O outro, que ele mantinha em sua casa na região do Algarve, em Portugal, recentemente ressurgiu na Europa e foi colocado à venda em leilão.
A atuação de Senna na história do NSX foi semelhante à de Schumacher em diversos modelos da Ferrari quando atuava pela escuderia italiana. Senna, piloto da McLaren, parceira da Honda, levou o esportivo japonês à pista para dar suas impressões sobre o carro e sugerir ajustes que melhorariam sua dirigibilidade e desempenho, entre outros aspectos.
O tricampeão foi um piloto de testes de luxo, e a Honda usou e abusou deste fato para promover o primeiro NSX, que foi apresentado ao mundo no Salão de Chicago de 1989.
Alguns dados sobre o antigo NSX. De acordo com a Honda, ele acelera de 0 a 100 km/h em 5,6 segundos e atinge 270 km/h de velocidade máxima. E uma curiosidade sobre a nova geração do modelo: também conforme a montadora, apesar de o carro ter sido desenvolvido essencialmente nos EUA, ele teve participação de engenheiros japoneses que trabalharam junto com Senna na concepção do primeiro modelo.

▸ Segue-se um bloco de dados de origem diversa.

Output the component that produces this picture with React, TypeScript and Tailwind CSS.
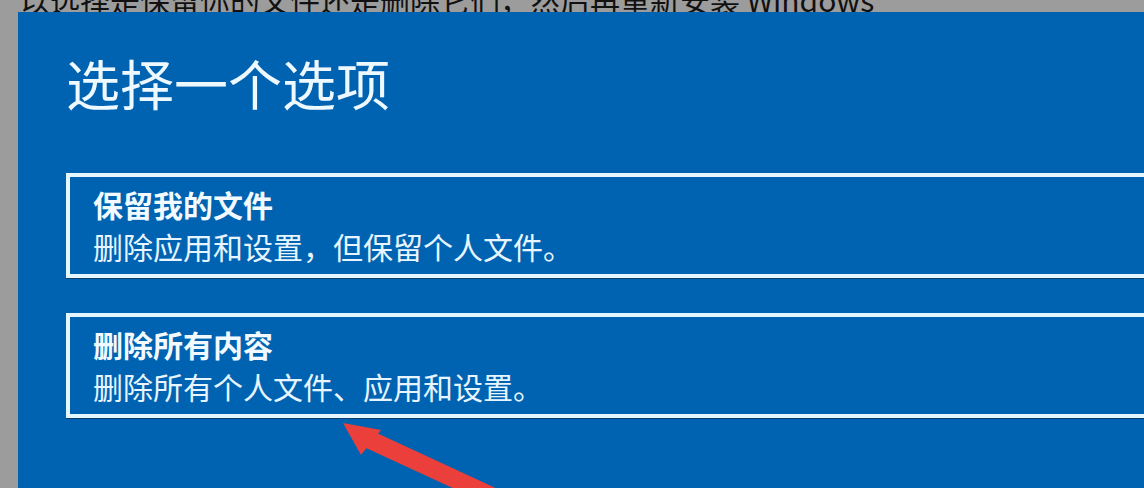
const options = [
  { title: '保留我的文件', desc: '删除应用和设置，但保留个人文件。' },
  { title: '删除所有内容', desc: '删除所有个人文件、应用和设置。' },
]

function OptionBox({ title, desc }: { title: string; desc: string }) {
  return (
    <div className="w-[1120px] border-4 border-[#e4f6ff] pl-[23px] pt-[6px] pb-[7px] shadow-[0_1px_0_#0b3f6b]">
      <p className="text-[30px] font-bold leading-[42px] text-[#f2faff]">{title}</p>
      <p className="text-[30px] leading-[42px] text-[#e6f5ff]">{desc}</p>
    </div>
  )
}

function Arrow() {
  return (
    <svg
      className="pointer-events-none absolute left-0 top-0"
      width="1144"
      height="488"
      viewBox="0 0 1144 488"
    >
      <line x1="500" y1="500" x2="366" y2="438" stroke="#ea3f3a" strokeWidth="18" />
      <polygon points="343,423 381,430 361,455" fill="#ea3f3a" />
    </svg>
  )
}

export default function App() {
  return (
    <div className="relative h-[488px] w-[1144px] overflow-hidden bg-[#9c9c9c] font-['Noto_Sans_CJK_SC','Noto_Sans',sans-serif]">
      <div className="flex h-[12px] items-end overflow-hidden pl-[20px]">
        <p className="whitespace-nowrap text-[30px] leading-[26px] text-[#111]">
          以选择是保留你的文件还是删除它们，然后再重新安装 Windows
        </p>
      </div>
      <div className="flex h-[476px]">
        <div className="w-[18px] shrink-0" />
        <div className="flex-1 overflow-hidden bg-[#0063b1] pl-[48px] pt-[44px]">
          <h1 className="text-[54px] font-normal leading-none text-[#eef8ff]">选择一个选项</h1>
          <div className="mt-[63px] flex flex-col gap-[35px]">
            {options.map((o) => (
              <OptionBox key={o.title} title={o.title} desc={o.desc} />
            ))}
          </div>
        </div>
      </div>
      <Arrow />
    </div>
  )
}
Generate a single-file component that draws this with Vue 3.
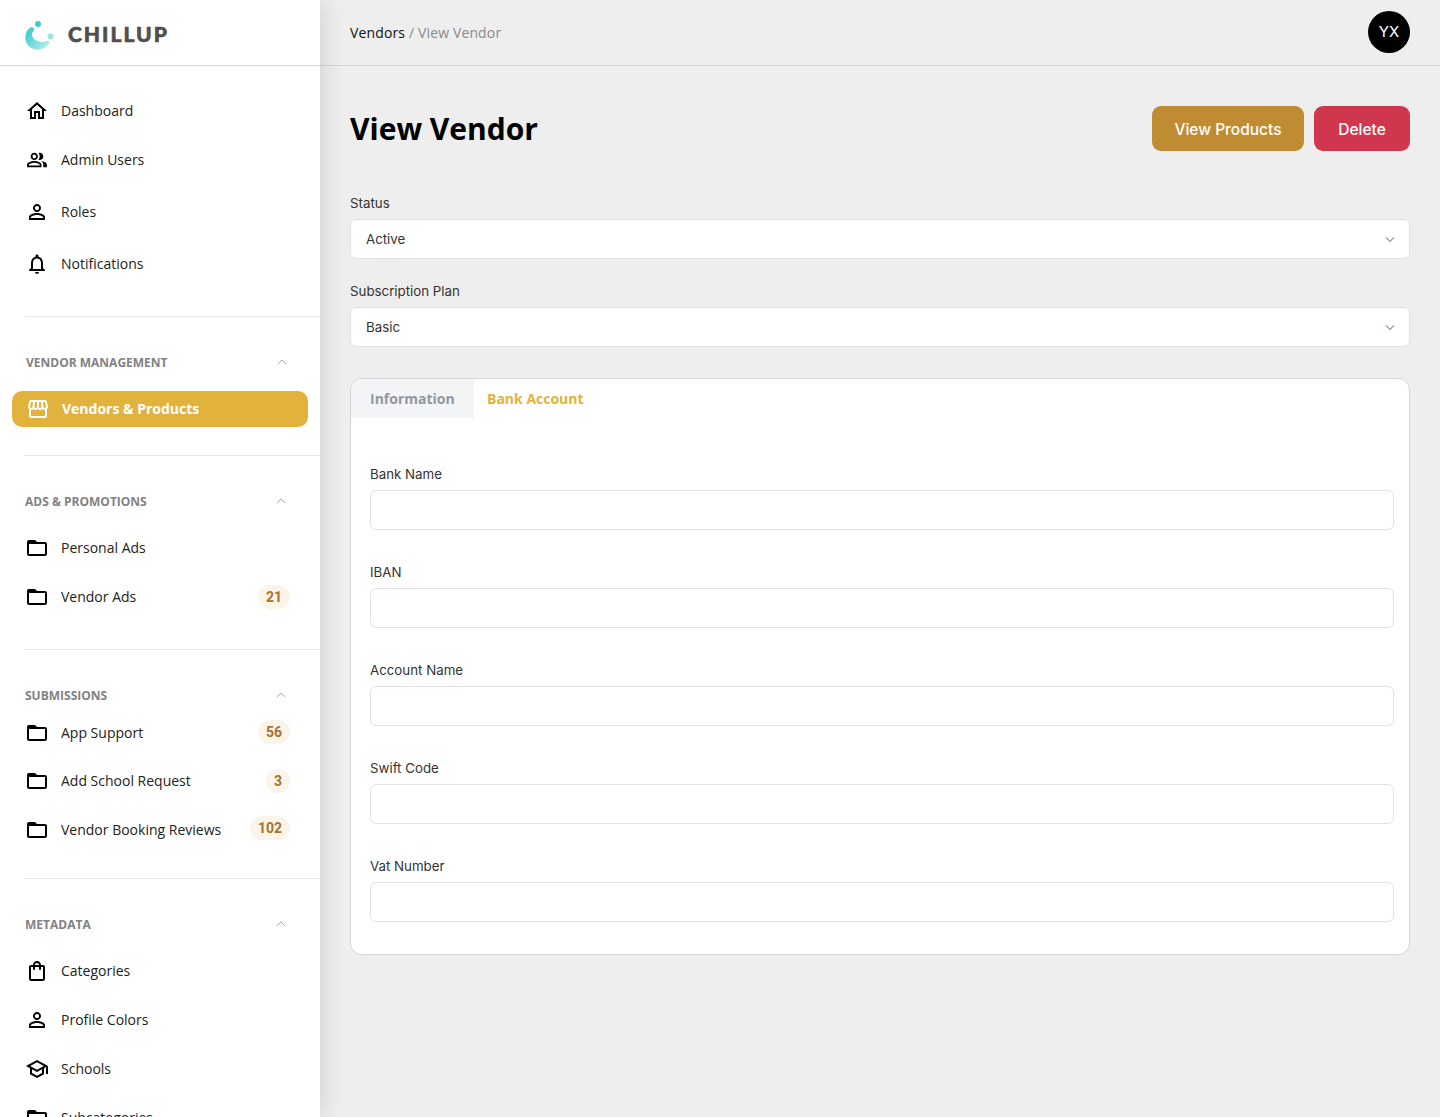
<template>
  <div class="layout">
    <aside class="sidebar">
      <div class="brand">
        <svg class="brand__mark" width="32" height="32" viewBox="0 0 32 32">
          <defs>
            <linearGradient id="arc" x1="0" y1="0" x2="1" y2="1">
              <stop offset="0.25" stop-color="#4ad0d3" />
              <stop offset="1" stop-color="#c4efee" />
            </linearGradient>
          </defs>
          <path d="M6.200 9.600C2.800 12 1.200 16 1.300 20c.2 6.500 5.700 11.700 12.200 11.700 5 0 9.300-2.900 11.500-6.700.8-1.500-.5-2.700-2-2-2.500 1-5 1.200-7.500.8-4-.8-7.200-3.800-7.500-7.300-.1-1.500.5-2.500 1.800-3.700 1.700-1.800-1.300-4.800-3.600-3.200z" fill="url(#arc)" />
          <circle cx="14" cy="6" r="3" fill="#3fcbd0" />
          <circle cx="26.500" cy="18.500" r="3" fill="#9fe3e3" />
        </svg>
        <span class="brand__name">CHILLUP</span>
      </div>

      <ul class="nav-top">
        <li v-for="item in topItems" :key="item.label" class="nav-row" :style="{ height: item.h + 'px' }">
          <svg class="nav-row__icon" :class="{ 'nav-row__icon--small': item.small }" viewBox="0 0 24 24"><path :d="item.icon" /></svg>
          <span class="nav-row__label">{{ item.label }}</span>
        </li>
      </ul>
      <div class="divider" style="margin-top: 27px"></div>

      <section v-for="group in groups" :key="group.title" class="group">
        <div class="group__head" :class="{ 'group__head--shift': group.shift }">
          <span>{{ group.title }}</span>
          <svg width="12" height="12" viewBox="0 0 12 12" fill="none"><path d="M1.800 8 6 4l4.200 4" stroke="#a9a9a9" stroke-width="1" /></svg>
        </div>
        <ul :style="{ marginTop: group.top + 'px' }">
          <li
            v-for="item in group.items"
            :key="item.label"
            class="nav-row"
            :class="{ 'nav-row--active': item.active }"
            :style="{ height: item.h + 'px' }"
          >
            <svg class="nav-row__icon" viewBox="0 0 24 24"><path :d="item.icon" /></svg>
            <span class="nav-row__label">{{ item.label }}</span>
            <span v-if="item.badge" class="badge" :style="{ marginBottom: (item.lift || 0) + 'px' }">{{ item.badge }}</span>
          </li>
        </ul>
        <div v-if="group.after" class="divider" :style="{ marginTop: group.after + 'px' }"></div>
      </section>
    </aside>

    <main class="main">
      <header class="topbar">
        <div class="crumbs"><a>Vendors</a> / View Vendor</div>
        <div class="avatar">YX</div>
      </header>

      <div class="content">
        <div class="title-row">
          <h1>View Vendor</h1>
          <div class="actions">
            <button class="btn btn--gold">View Products</button>
            <button class="btn btn--red">Delete</button>
          </div>
        </div>

        <div v-for="sel in selects" :key="sel.label" class="select-field">
          <label>{{ sel.label }}</label>
          <div class="select">
            <span>{{ sel.value }}</span>
            <svg width="12" height="12" viewBox="0 0 12 12" fill="none"><path d="M2 4.300 6 8.300l4-4" stroke="#8b95a3" stroke-width="1.200" /></svg>
          </div>
        </div>

        <div class="card">
          <div class="tabs">
            <div class="tab">Information</div>
            <div class="tab tab--active">Bank Account</div>
          </div>
          <div class="form">
            <div v-for="name in bankFields" :key="name" class="field">
              <label>{{ name }}</label>
              <input type="text" />
            </div>
          </div>
        </div>
      </div>
    </main>
  </div>
</template>

<script setup>
const home = 'M12 5.690l5 4.500V18h-2v-6H9v6H7v-7.810l5-4.500M12 3L2 12h3v8h6v-6h2v6h6v-8h3L12 3z'
const people = 'M16.670 13.130C18.040 14.060 19 15.320 19 17v3h4v-3c0-2.180-3.570-3.470-6.330-3.870zM15 12c2.210 0 4-1.790 4-4s-1.790-4-4-4c-.47 0-.91.1-1.330.24C14.500 5.270 15 6.580 15 8s-.5 2.730-1.330 3.760c.42.14.86.24 1.330.24zM9 12c2.210 0 4-1.790 4-4s-1.790-4-4-4-4 1.790-4 4 1.790 4 4 4zm0-6c1.100 0 2 .9 2 2s-.9 2-2 2-2-.9-2-2 .9-2 2-2zM9 13c-2.670 0-8 1.340-8 4v3h16v-3c0-2.660-5.330-4-8-4zm6 5H3v-.99C3.200 16.290 6.300 15 9 15s5.800 1.290 6 2v1z'
const person = 'M12 5.900c1.160 0 2.100.94 2.100 2.100s-.94 2.100-2.100 2.100S9.900 9.160 9.900 8s.94-2.100 2.100-2.100m0 9c2.970 0 6.100 1.460 6.100 2.100v1.100H5.900V17c0-.64 3.130-2.100 6.100-2.100M12 4C9.790 4 8 5.790 8 8s1.790 4 4 4 4-1.790 4-4-1.790-4-4-4zm0 9c-2.670 0-8 1.340-8 4v3h16v-3c0-2.660-5.330-4-8-4z'
const bell = 'M12 22c1.100 0 2-.9 2-2h-4c0 1.100.9 2 2 2zm6-6v-5c0-3.070-1.630-5.640-4.500-6.320V4c0-.83-.67-1.500-1.500-1.500s-1.500.67-1.500 1.500v.68C7.640 5.360 6 7.920 6 11v5l-2 2v1h16v-1l-2-2zm-2 1H8v-6c0-2.480 1.510-4.500 4-4.500s4 2.020 4 4.500v6z'
const folder = 'M20 6h-8l-2-2H4c-1.100 0-1.990.9-1.990 2L2 18c0 1.100.9 2 2 2h16c1.100 0 2-.9 2-2V8c0-1.100-.9-2-2-2zm0 12H4V8h16v10z'
const store = 'M21.900 8.890l-1.050-4.370c-.22-.9-1-1.520-1.910-1.520H5.050c-.9 0-1.690.63-1.900 1.520L2.100 8.890c-.24 1.020-.02 2.060.62 2.880.08.11.19.19.28.29V19c0 1.100.9 2 2 2h14c1.100 0 2-.9 2-2v-6.940c.09-.09.2-.18.28-.28.64-.82.87-1.870.62-2.890zM18.910 4.990l1.050 4.370c.1.42.01.84-.25 1.170-.14.18-.44.47-.94.47-.61 0-1.140-.49-1.210-1.140L16.980 5l1.930-.01zM13 5h1.960l.54 4.520c.05.39-.07.78-.33 1.070-.22.26-.54.41-.95.41-.67 0-1.220-.59-1.220-1.310V5zM8.490 9.520L9.040 5H11v4.690c0 .72-.55 1.310-1.290 1.310-.34 0-.65-.15-.89-.41-.25-.29-.37-.68-.33-1.070zm-4.450-.16L5.050 5h1.970l-.58 4.860c-.08.65-.6 1.140-1.210 1.140-.49 0-.8-.29-.93-.47-.27-.32-.36-.75-.26-1.170zM5 19v-6.030c.08.01.15.03.23.03.87 0 1.660-.36 2.240-.95.6.6 1.400.95 2.310.95.87 0 1.650-.36 2.230-.93.59.57 1.390.93 2.290.93.84 0 1.640-.35 2.240-.95.58.59 1.370.95 2.240.95.08 0 .15-.02.23-.03V19H5z'
const bag = 'M18 6h-2c0-2.210-1.790-4-4-4S8 3.790 8 6H6c-1.100 0-2 .9-2 2v12c0 1.100.9 2 2 2h12c1.100 0 2-.9 2-2V8c0-1.100-.9-2-2-2zm-6-2c1.100 0 2 .9 2 2h-4c0-1.100.9-2 2-2zm6 16H6V8h2v2c0 .55.45 1 1 1s1-.45 1-1V8h4v2c0 .55.45 1 1 1s1-.45 1-1V8h2v12z'
const school = 'M12 3L1 9l4 2.180v6L12 21l7-3.820v-6l2-1.090V17h2V9L12 3zm6.820 6L12 12.720 5.180 9 12 5.280 18.820 9zM17 15.990l-5 2.730-5-2.730v-3.720L12 15l5-2.730v3.720z'

const topItems = [
  { label: 'Dashboard', icon: home, h: 48 },
  { label: 'Admin Users', icon: people, h: 50, small: true },
  { label: 'Roles', icon: person, h: 54 },
  { label: 'Notifications', icon: bell, h: 50 },
]

const groups = [
  {
    title: 'Vendor Management',
    top: 17,
    after: 28,
    shift: true,
    items: [{ label: 'Vendors & Products', icon: store, h: 36, active: true }],
  },
  {
    title: 'Ads & Promotions',
    top: 11,
    after: 27,
    items: [
      { label: 'Personal Ads', icon: folder, h: 48 },
      { label: 'Vendor Ads', icon: folder, h: 50, badge: 21 },
    ],
  },
  {
    title: 'Submissions',
    top: 2,
    after: 23,
    items: [
      { label: 'App Support', icon: folder, h: 48, badge: 56, lift: 2 },
      { label: 'Add School Request', icon: folder, h: 48, badge: 3 },
      { label: 'Vendor Booking Reviews', icon: folder, h: 50, badge: 102, lift: 4 },
    ],
  },
  {
    title: 'Metadata',
    top: 11,
    items: [
      { label: 'Categories', icon: bag, h: 48 },
      { label: 'Profile Colors', icon: person, h: 50 },
      { label: 'Schools', icon: school, h: 48 },
      { label: 'Subcategories', icon: folder, h: 50 },
    ],
  },
]

const selects = [
  { label: 'Status', value: 'Active' },
  { label: 'Subscription Plan', value: 'Basic' },
]

const bankFields = ['Bank Name', 'IBAN', 'Account Name', 'Swift Code', 'Vat Number']
</script>

<style>
html,
body {
  margin: 0;
  height: 100%;
  overflow: hidden;
  background: #eeeeee;
}
</style>

<style scoped>
ul {
  margin: 0;
  padding: 0;
  list-style: none;
}

.layout {
  display: flex;
  height: 100vh;
  overflow: hidden;
  font-family: 'Open Sans', sans-serif;
  background: #eeeeee;
}

.sidebar {
  flex: 0 0 320px;
  height: 100vh;
  overflow: hidden;
  background: #fff;
  box-shadow: 0 0 24px rgba(0, 0, 0, 0.15);
  position: relative;
  z-index: 2;
}

.brand {
  display: flex;
  align-items: center;
  gap: 12px;
  height: 65px;
  padding-left: 24px;
  border-bottom: 1px solid #d4d4d4;
  margin-bottom: 21px;
}

.brand__mark {
  margin-top: 3px;
}

.brand__name {
  margin-top: 1px;
  font-family: Lato, sans-serif;
  font-weight: 900;
  font-size: 21px;
  letter-spacing: 2px;
  color: #4f4f4f;
  -webkit-text-stroke: 0.6px #4f4f4f;
}

.divider {
  margin-left: 25px;
  height: 1px;
  background: #e6e6e6;
}

.group {
  padding-top: 33px;
}

.group__head {
  display: flex;
  align-items: center;
  justify-content: space-between;
  height: 24px;
  padding: 0 33px 0 25px;
  font-size: 12px;
  font-weight: 700;
  text-transform: uppercase;
  color: #828282;
}

.group__head--shift {
  padding: 0 32px 0 26px;
}

.nav-row {
  display: flex;
  align-items: center;
  padding: 0 30px 0 25px;
  font-size: 14px;
  color: #222;
}

.nav-row__icon {
  flex: none;
  width: 24px;
  height: 24px;
  margin-right: 12px;
  fill: #000;
}

.nav-row__icon--small {
  transform: scale(0.9);
}

.nav-row__label {
  flex: 1;
  margin-bottom: 2px;
}

.nav-row--active {
  margin: 0 12px;
  padding: 0 14px;
  border-radius: 10px;
  background: #e2b33c;
  color: #fff;
  font-weight: 700;
}

.nav-row--active .nav-row__icon {
  fill: #fff;
}

.badge {
  flex: none;
  min-width: 24px;
  height: 24px;
  padding: 0 8px;
  box-sizing: border-box;
  border-radius: 12px;
  background: #faf5e8;
  color: #a8702e;
  font-family: Roboto, sans-serif;
  font-size: 14px;
  font-weight: 700;
  line-height: 24px;
  text-align: center;
}

.main {
  flex: 1;
  min-width: 0;
}

.topbar {
  display: flex;
  align-items: center;
  justify-content: space-between;
  height: 65px;
  padding: 0 30px;
  border-bottom: 1px solid #d4d4d4;
}

.crumbs {
  font-size: 14px;
  letter-spacing: 0.14px;
  color: #8a8a8a;
}

.crumbs a {
  color: #111;
}

.avatar {
  width: 42px;
  height: 42px;
  margin-bottom: 2px;
  border-radius: 50%;
  background: #000;
  color: #fff;
  font-family: Inter, sans-serif;
  font-size: 15px;
  line-height: 42px;
  text-align: center;
}

.content {
  padding: 40px 30px 0;
}

.title-row {
  display: flex;
  align-items: center;
  justify-content: space-between;
  height: 45px;
  margin-bottom: 44px;
}

h1 {
  margin: 0;
  font-size: 30px;
  font-weight: 700;
  color: #000;
}

.actions {
  display: flex;
  gap: 10px;
}

.btn {
  height: 45px;
  padding: 2px 0 0;
  border: 0;
  border-radius: 9px;
  color: #fff;
  font-family: Inter, sans-serif;
  font-size: 15.5px;
  font-weight: 500;
}

.btn--gold {
  width: 152px;
  background: #c08c31;
}

.btn--red {
  width: 96px;
  background: #d0374f;
}

label {
  display: block;
  margin-bottom: 8px;
  font-family: Inter, sans-serif;
  font-size: 13.3px;
  line-height: 16px;
  color: #333;
}

.select-field {
  margin-bottom: 24px;
}

.select {
  display: flex;
  align-items: center;
  justify-content: space-between;
  height: 40px;
  padding: 0 13px 0 15px;
  box-sizing: border-box;
  background: #fff;
  border: 1px solid #e2e2e2;
  border-radius: 6px;
  font-family: Inter, sans-serif;
  font-size: 13.3px;
  color: #333;
}

.card {
  margin-top: 31px;
  background: #fff;
  border: 1px solid #d5d5d5;
  border-radius: 12px;
  overflow: hidden;
}

.tabs {
  display: flex;
  height: 39px;
}

.tab {
  width: 123px;
  box-sizing: border-box;
  padding-left: 19px;
  background: #f3f4f6;
  color: #9097a3;
  font-size: 14px;
  font-weight: 700;
  line-height: 39px;
}

.tab--active {
  padding-left: 13px;
  background: transparent;
  color: #e2b33c;
}

.form {
  padding: 48px 15px 32px 19px;
}

.field + .field {
  margin-top: 34px;
}

.field input {
  display: block;
  width: 100%;
  height: 40px;
  box-sizing: border-box;
  background: #fff;
  border: 1px solid #e2e2e2;
  border-radius: 6px;
}
</style>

A outra relação de Ayrton Senna com a indústria automobilística tem a ver com a Audi. Foi o tricampeão que trouxe a marca ao Brasil. Jornalistas com quem convivo hoje, entre eles Eduardo Pincigher, que atualmente é assessor de imprensa de uma importadora de veículos, mas na época era repórter de uma revista, contam histórias sobre isso.
Pincigher esteve em Interlagos cerca de dois meses antes da morte de Ayrton para que o piloto apresentasse à revista a o S4, um dos primeiros Audi do Brasil. Fazia parte da estratégia de lançamento da marca, da qual Senna seria o importador.
Aqui, cabe um parêntese: quando Senna morreu, em 1º de maio de 1994, ele já tinha 34 anos. As pessoas querem acreditar que, se tivesse sobrevivido ao acidente, o tricampeão ganharia diversos outros títulos e seria o maior da história não apenas na opinião alheia, mas também nos números.
Dificilmente, Senna alcançaria Juan Manuel Fangio, que então era o maior detentor de títulos – e depois foi superado por Schumacher. Isso porque, aos 34 anos, ele já estava bem próximo da aposentadoria. Um dos mais longevos pilotos da F1, Barrichello deixou a categoria por volta dos 40. Schumacher, que havia se retirado aos 36 – idade média da aposentadoria na F1 -, voltou depois e ficou até os 42. Ambos são exceções.
Por isso, aos 34, Senna já planejava se tornar um empresário ligado ao mundo do automóvel, preparado para o iminente fim de sua carreira. A Audi era a principal jogada nesse sentido.
Voltando a março de 1994 em Interlagos, naquela ocasião Senna guiou o carro com Pincigher de passageiro e lhe concedeu entrevista. Depois disso, foi a vez de os próprios jornalistas dirigirem o S4.
O piloto também chegou a fazer a festa de lançamento da Audi no Brasil, em São Paulo. Foi uma das primeiras aparições de Senna com a última namorada, Adriane Galisteu, com quem ainda estava quando morreu em Imola, na Itália.
Ele, porém, nunca chegou a atuar diretamente na montadora. Com sua morte, quem assumiu as operações foi o irmão, Leonardo Senna, que teve muito sucesso no desenvolvimento da marca no País. A Audi era desconhecida por aqui e chegava com uma missão muito difícil: ser rival das poderosas BMW e Mercedes-Benz.
Com a produção do A3 no País, a partir do fim dos anos 90, a Audi conseguiu, em vendas, ser muito mais relevante que as duas concorrentes. A fábrica, em São José dos Pinhais (PR), era coordenada pela matriz da Audi e ficava no mesmo complexo da planta da Volkswagen, a dona da montadora.
Leonardo encerrou sua parceria com a Audi em 2005, quando, com o fim da produção local do A3, a empresa se tornou importadora e 100% da operação foram assumidos pela matriz.
Depois disso, vieram tempos difíceis, mas recentemente a montadora passou a fazer frente no mercado, novamente, à BMW e à Mercedes. Inclusive, voltará a produzir na fábrica do Paraná. Em meados deste ano, o A3 Sedan começa a ser feito por lá.
E é isso. Nem o NSX nem a Audi do Brasil teriam sido o que são, ou foram, sem as mãos de Ayrton Senna. Então, neste aniversário, esta é minha homenagem ao ídolo.